The outlawed Islamic Salvation Front (FIS) has stated
unequivocally that the leadership has a choice:
"To give the word back to the people.. .or to increase the
cycle of violence." Boudiaf's
assassination raises fears of increased repression by the ruling High
State Committee, and a new infusion of life for the Muslim
fundamentalist movement.
Algeria's Interior Minister Larbi Belkheir has vowed that there will
be no dialogue between the government and the FIS. He said: "The
FIS is a party which has finished, we have dissolved it..."
He added that the government planned to appoint Moslem
preachers in each of the country's 9,300 mosques to neutralize
fundamentalist rebellion.
It is clear the ruling committee is firm in its resolve to keep
Islamic fundamentalism from creeping into government.
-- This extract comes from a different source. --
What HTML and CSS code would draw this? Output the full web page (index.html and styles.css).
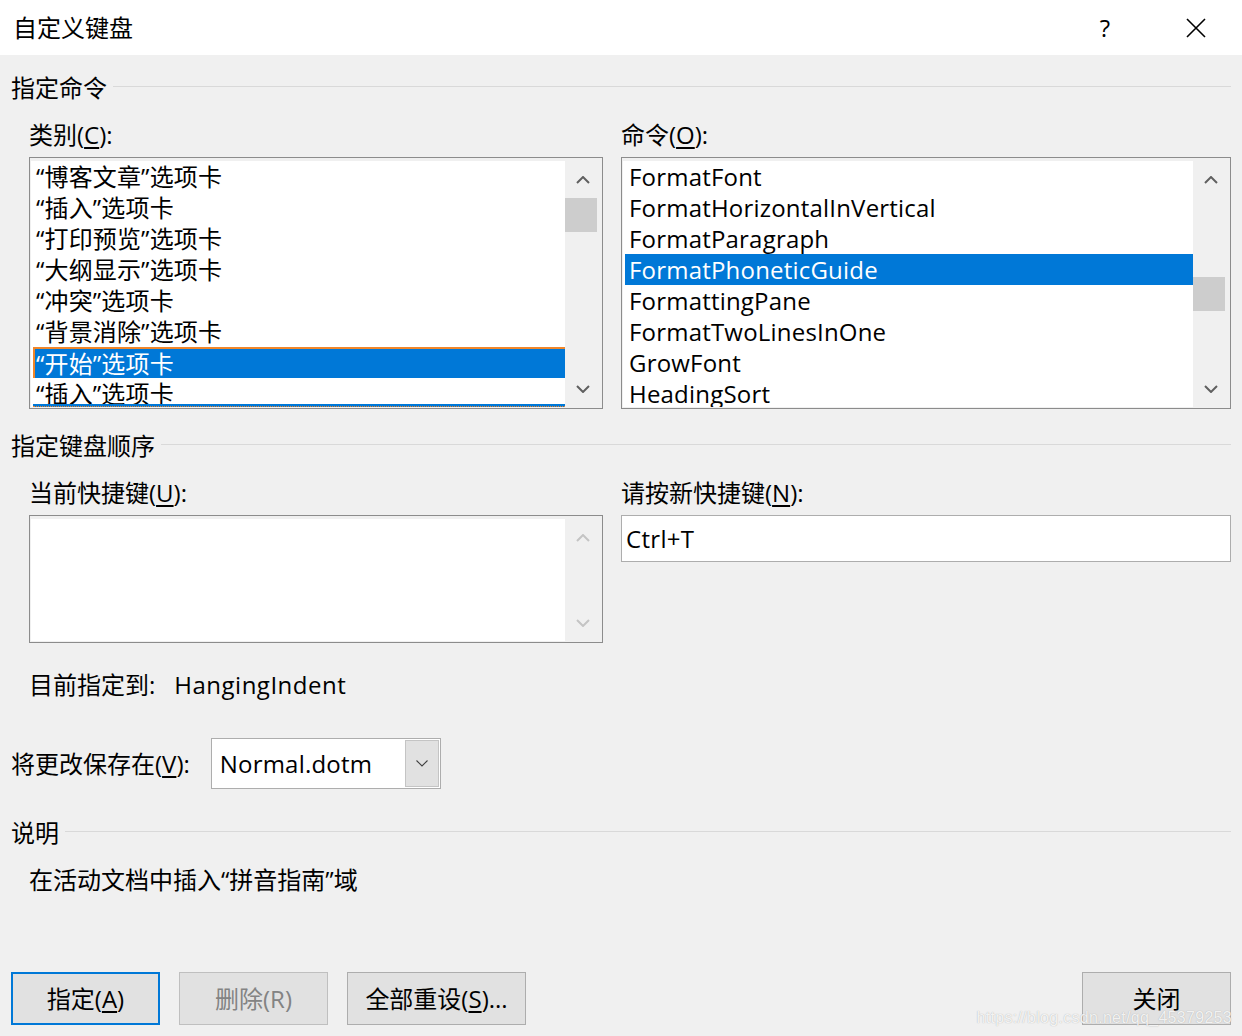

Its new leader, Ali Kafi, is viewed as a hard-line replacement
for Boudiaf. But the
decision not to appoint Defense Minister Khaled Nezzar, the
committee's strongman, could signal a reprieve from an even more
authoritarian stance.
On Saturday, a six-man team was appointed to investigate the
assassination. It was
given 20 days to produce a preliminary report which will be made
public. As the
investigators were being sworn-in, two bomb attacks and a shooting
occurred in the streets of Algiers.
Later, hooded gunmen shot and wounded a local official in
Boufarik, south of Algiers, and a bomb exploded in a newspaper office
in the western city of Oran, and another was located in an Air Algerie
branch office near Oran's center and detonated in a controlled blast
by police. These
incidents illustrate the continued insecurity in the country, and the
potential for even more acts of terrorist-style rebellion.
The
Iranian press praised the murder of Boudiaf, and said his successor
was headed for the same fate. Iran branded Algeria's leaders as coup plotters for canceling
the general elections in January in which the FIS won the first round
of voting, and called on the leadership to respect the will of the
people and accept the election results.